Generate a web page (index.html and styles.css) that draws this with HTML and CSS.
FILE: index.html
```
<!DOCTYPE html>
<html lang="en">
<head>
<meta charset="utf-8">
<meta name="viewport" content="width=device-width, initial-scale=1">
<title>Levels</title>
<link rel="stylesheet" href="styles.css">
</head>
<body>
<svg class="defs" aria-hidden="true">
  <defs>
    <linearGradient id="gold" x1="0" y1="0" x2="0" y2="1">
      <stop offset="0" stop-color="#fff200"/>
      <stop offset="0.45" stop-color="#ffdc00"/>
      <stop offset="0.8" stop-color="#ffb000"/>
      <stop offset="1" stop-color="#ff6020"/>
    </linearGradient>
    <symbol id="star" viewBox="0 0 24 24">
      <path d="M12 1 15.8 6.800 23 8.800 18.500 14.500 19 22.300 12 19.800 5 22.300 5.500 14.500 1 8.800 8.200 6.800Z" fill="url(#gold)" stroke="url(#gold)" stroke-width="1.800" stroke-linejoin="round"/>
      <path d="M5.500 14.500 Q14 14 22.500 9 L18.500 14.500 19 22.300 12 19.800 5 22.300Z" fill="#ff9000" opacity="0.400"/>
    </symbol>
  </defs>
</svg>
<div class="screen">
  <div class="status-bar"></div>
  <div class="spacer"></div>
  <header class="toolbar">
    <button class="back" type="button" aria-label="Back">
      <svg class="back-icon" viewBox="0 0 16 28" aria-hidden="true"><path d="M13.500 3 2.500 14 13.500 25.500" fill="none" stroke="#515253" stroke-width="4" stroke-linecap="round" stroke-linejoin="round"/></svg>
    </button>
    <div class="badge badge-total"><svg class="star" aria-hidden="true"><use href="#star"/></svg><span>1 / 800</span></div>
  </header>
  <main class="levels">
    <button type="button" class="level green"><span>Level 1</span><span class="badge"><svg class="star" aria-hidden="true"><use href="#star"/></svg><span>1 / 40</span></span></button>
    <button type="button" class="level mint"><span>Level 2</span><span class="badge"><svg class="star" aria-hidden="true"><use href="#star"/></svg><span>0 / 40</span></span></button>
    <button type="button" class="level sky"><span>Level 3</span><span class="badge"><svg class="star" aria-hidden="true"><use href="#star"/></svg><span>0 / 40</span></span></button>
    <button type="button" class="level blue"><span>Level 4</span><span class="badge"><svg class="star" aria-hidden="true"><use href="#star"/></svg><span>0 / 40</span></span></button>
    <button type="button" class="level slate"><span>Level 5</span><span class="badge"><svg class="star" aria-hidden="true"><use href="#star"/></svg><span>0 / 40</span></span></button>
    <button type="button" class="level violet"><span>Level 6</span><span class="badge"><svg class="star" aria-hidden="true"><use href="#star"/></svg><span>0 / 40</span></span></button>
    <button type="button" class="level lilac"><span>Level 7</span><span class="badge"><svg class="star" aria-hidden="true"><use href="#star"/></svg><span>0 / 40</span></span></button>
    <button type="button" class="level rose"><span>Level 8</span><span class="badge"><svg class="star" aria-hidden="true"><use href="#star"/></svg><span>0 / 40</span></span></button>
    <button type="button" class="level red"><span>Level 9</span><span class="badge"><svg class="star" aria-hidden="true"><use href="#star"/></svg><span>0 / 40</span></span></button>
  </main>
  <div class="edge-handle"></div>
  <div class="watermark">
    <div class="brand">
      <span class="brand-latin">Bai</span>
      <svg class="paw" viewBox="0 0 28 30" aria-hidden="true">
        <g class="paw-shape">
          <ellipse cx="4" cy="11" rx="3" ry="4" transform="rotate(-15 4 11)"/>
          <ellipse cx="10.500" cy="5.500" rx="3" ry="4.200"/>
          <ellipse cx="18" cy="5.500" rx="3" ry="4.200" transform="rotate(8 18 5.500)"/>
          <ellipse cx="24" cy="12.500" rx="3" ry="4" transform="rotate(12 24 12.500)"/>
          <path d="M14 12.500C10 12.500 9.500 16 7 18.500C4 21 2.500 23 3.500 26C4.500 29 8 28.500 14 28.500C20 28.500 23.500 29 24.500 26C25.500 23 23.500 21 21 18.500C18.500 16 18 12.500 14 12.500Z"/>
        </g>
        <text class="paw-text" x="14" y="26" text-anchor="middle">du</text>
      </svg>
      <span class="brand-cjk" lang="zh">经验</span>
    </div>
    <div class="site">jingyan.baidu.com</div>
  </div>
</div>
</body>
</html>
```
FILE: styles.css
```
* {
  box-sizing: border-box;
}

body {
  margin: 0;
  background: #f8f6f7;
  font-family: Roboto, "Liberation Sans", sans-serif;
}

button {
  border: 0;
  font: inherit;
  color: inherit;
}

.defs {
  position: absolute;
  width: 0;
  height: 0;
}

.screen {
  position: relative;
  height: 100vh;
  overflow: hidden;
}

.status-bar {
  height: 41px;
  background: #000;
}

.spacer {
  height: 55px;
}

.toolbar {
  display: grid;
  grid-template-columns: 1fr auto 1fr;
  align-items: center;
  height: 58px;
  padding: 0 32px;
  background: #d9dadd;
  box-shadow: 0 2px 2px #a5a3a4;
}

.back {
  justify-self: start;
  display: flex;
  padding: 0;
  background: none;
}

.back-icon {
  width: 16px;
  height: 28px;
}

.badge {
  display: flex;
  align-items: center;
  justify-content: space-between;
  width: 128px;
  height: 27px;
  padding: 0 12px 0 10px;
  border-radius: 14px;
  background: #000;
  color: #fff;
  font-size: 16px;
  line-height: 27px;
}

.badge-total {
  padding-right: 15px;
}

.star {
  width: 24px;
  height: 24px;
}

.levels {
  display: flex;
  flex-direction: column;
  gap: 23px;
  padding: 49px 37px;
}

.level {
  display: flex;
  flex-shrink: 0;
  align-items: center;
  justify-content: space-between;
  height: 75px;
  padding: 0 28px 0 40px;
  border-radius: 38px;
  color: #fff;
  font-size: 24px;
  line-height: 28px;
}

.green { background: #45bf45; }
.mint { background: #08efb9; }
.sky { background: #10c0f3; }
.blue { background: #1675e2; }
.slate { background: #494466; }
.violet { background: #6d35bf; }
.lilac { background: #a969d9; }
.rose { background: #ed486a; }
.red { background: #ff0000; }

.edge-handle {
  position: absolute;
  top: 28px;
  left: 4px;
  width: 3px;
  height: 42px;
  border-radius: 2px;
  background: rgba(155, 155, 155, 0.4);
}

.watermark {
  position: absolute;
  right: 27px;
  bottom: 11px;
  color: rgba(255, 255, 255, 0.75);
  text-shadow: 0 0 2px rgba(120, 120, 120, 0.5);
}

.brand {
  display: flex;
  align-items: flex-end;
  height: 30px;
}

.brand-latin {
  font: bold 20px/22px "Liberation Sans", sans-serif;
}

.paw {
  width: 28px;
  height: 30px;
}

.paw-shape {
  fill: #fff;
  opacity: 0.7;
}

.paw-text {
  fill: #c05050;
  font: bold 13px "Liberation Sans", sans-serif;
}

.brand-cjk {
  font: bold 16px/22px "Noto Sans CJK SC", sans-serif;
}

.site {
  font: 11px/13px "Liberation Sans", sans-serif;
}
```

## Task prompt:
Copy out each line exactly as written.

## Result below:
Generate a web page (index.html and styles.css) that draws this with HTML and CSS.
FILE: index.html
```
<!DOCTYPE html>
<html lang="en">
<head>
<meta charset="utf-8">
<meta name="viewport" content="width=device-width, initial-scale=1">
<title>Levels</title>
<link rel="stylesheet" href="styles.css">
</head>
<body>
<svg class="defs" aria-hidden="true">
  <defs>
    <linearGradient id="gold" x1="0" y1="0" x2="0" y2="1">
      <stop offset="0" stop-color="#fff200"/>
      <stop offset="0.45" stop-color="#ffdc00"/>
      <stop offset="0.8" stop-color="#ffb000"/>
      <stop offset="1" stop-color="#ff6020"/>
    </linearGradient>
    <symbol id="star" viewBox="0 0 24 24">
      <path d="M12 1 15.8 6.800 23 8.800 18.500 14.500 19 22.300 12 19.800 5 22.300 5.500 14.500 1 8.800 8.200 6.800Z" fill="url(#gold)" stroke="url(#gold)" stroke-width="1.800" stroke-linejoin="round"/>
      <path d="M5.500 14.500 Q14 14 22.500 9 L18.500 14.500 19 22.300 12 19.800 5 22.300Z" fill="#ff9000" opacity="0.400"/>
    </symbol>
  </defs>
</svg>
<div class="screen">
  <div class="status-bar"></div>
  <div class="spacer"></div>
  <header class="toolbar">
    <button class="back" type="button" aria-label="Back">
      <svg class="back-icon" viewBox="0 0 16 28" aria-hidden="true"><path d="M13.500 3 2.500 14 13.500 25.500" fill="none" stroke="#515253" stroke-width="4" stroke-linecap="round" stroke-linejoin="round"/></svg>
    </button>
    <div class="badge badge-total"><svg class="star" aria-hidden="true"><use href="#star"/></svg><span>1 / 800</span></div>
  </header>
  <main class="levels">
    <button type="button" class="level green"><span>Level 1</span><span class="badge"><svg class="star" aria-hidden="true"><use href="#star"/></svg><span>1 / 40</span></span></button>
    <button type="button" class="level mint"><span>Level 2</span><span class="badge"><svg class="star" aria-hidden="true"><use href="#star"/></svg><span>0 / 40</span></span></button>
    <button type="button" class="level sky"><span>Level 3</span><span class="badge"><svg class="star" aria-hidden="true"><use href="#star"/></svg><span>0 / 40</span></span></button>
    <button type="button" class="level blue"><span>Level 4</span><span class="badge"><svg class="star" aria-hidden="true"><use href="#star"/></svg><span>0 / 40</span></span></button>
    <button type="button" class="level slate"><span>Level 5</span><span class="badge"><svg class="star" aria-hidden="true"><use href="#star"/></svg><span>0 / 40</span></span></button>
    <button type="button" class="level violet"><span>Level 6</span><span class="badge"><svg class="star" aria-hidden="true"><use href="#star"/></svg><span>0 / 40</span></span></button>
    <button type="button" class="level lilac"><span>Level 7</span><span class="badge"><svg class="star" aria-hidden="true"><use href="#star"/></svg><span>0 / 40</span></span></button>
    <button type="button" class="level rose"><span>Level 8</span><span class="badge"><svg class="star" aria-hidden="true"><use href="#star"/></svg><span>0 / 40</span></span></button>
    <button type="button" class="level red"><span>Level 9</span><span class="badge"><svg class="star" aria-hidden="true"><use href="#star"/></svg><span>0 / 40</span></span></button>
  </main>
  <div class="edge-handle"></div>
  <div class="watermark">
    <div class="brand">
      <span class="brand-latin">Bai</span>
      <svg class="paw" viewBox="0 0 28 30" aria-hidden="true">
        <g class="paw-shape">
          <ellipse cx="4" cy="11" rx="3" ry="4" transform="rotate(-15 4 11)"/>
          <ellipse cx="10.500" cy="5.500" rx="3" ry="4.200"/>
          <ellipse cx="18" cy="5.500" rx="3" ry="4.200" transform="rotate(8 18 5.500)"/>
          <ellipse cx="24" cy="12.500" rx="3" ry="4" transform="rotate(12 24 12.500)"/>
          <path d="M14 12.500C10 12.500 9.500 16 7 18.500C4 21 2.500 23 3.500 26C4.500 29 8 28.500 14 28.500C20 28.500 23.500 29 24.500 26C25.500 23 23.500 21 21 18.500C18.500 16 18 12.500 14 12.500Z"/>
        </g>
        <text class="paw-text" x="14" y="26" text-anchor="middle">du</text>
      </svg>
      <span class="brand-cjk" lang="zh">经验</span>
    </div>
    <div class="site">jingyan.baidu.com</div>
  </div>
</div>
</body>
</html>
```
FILE: styles.css
```
* {
  box-sizing: border-box;
}

body {
  margin: 0;
  background: #f8f6f7;
  font-family: Roboto, "Liberation Sans", sans-serif;
}

button {
  border: 0;
  font: inherit;
  color: inherit;
}

.defs {
  position: absolute;
  width: 0;
  height: 0;
}

.screen {
  position: relative;
  height: 100vh;
  overflow: hidden;
}

.status-bar {
  height: 41px;
  background: #000;
}

.spacer {
  height: 55px;
}

.toolbar {
  display: grid;
  grid-template-columns: 1fr auto 1fr;
  align-items: center;
  height: 58px;
  padding: 0 32px;
  background: #d9dadd;
  box-shadow: 0 2px 2px #a5a3a4;
}

.back {
  justify-self: start;
  display: flex;
  padding: 0;
  background: none;
}

.back-icon {
  width: 16px;
  height: 28px;
}

.badge {
  display: flex;
  align-items: center;
  justify-content: space-between;
  width: 128px;
  height: 27px;
  padding: 0 12px 0 10px;
  border-radius: 14px;
  background: #000;
  color: #fff;
  font-size: 16px;
  line-height: 27px;
}

.badge-total {
  padding-right: 15px;
}

.star {
  width: 24px;
  height: 24px;
}

.levels {
  display: flex;
  flex-direction: column;
  gap: 23px;
  padding: 49px 37px;
}

.level {
  display: flex;
  flex-shrink: 0;
  align-items: center;
  justify-content: space-between;
  height: 75px;
  padding: 0 28px 0 40px;
  border-radius: 38px;
  color: #fff;
  font-size: 24px;
  line-height: 28px;
}

.green { background: #45bf45; }
.mint { background: #08efb9; }
.sky { background: #10c0f3; }
.blue { background: #1675e2; }
.slate { background: #494466; }
.violet { background: #6d35bf; }
.lilac { background: #a969d9; }
.rose { background: #ed486a; }
.red { background: #ff0000; }

.edge-handle {
  position: absolute;
  top: 28px;
  left: 4px;
  width: 3px;
  height: 42px;
  border-radius: 2px;
  background: rgba(155, 155, 155, 0.4);
}

.watermark {
  position: absolute;
  right: 27px;
  bottom: 11px;
  color: rgba(255, 255, 255, 0.75);
  text-shadow: 0 0 2px rgba(120, 120, 120, 0.5);
}

.brand {
  display: flex;
  align-items: flex-end;
  height: 30px;
}

.brand-latin {
  font: bold 20px/22px "Liberation Sans", sans-serif;
}

.paw {
  width: 28px;
  height: 30px;
}

.paw-shape {
  fill: #fff;
  opacity: 0.7;
}

.paw-text {
  fill: #c05050;
  font: bold 13px "Liberation Sans", sans-serif;
}

.brand-cjk {
  font: bold 16px/22px "Noto Sans CJK SC", sans-serif;
}

.site {
  font: 11px/13px "Liberation Sans", sans-serif;
}
```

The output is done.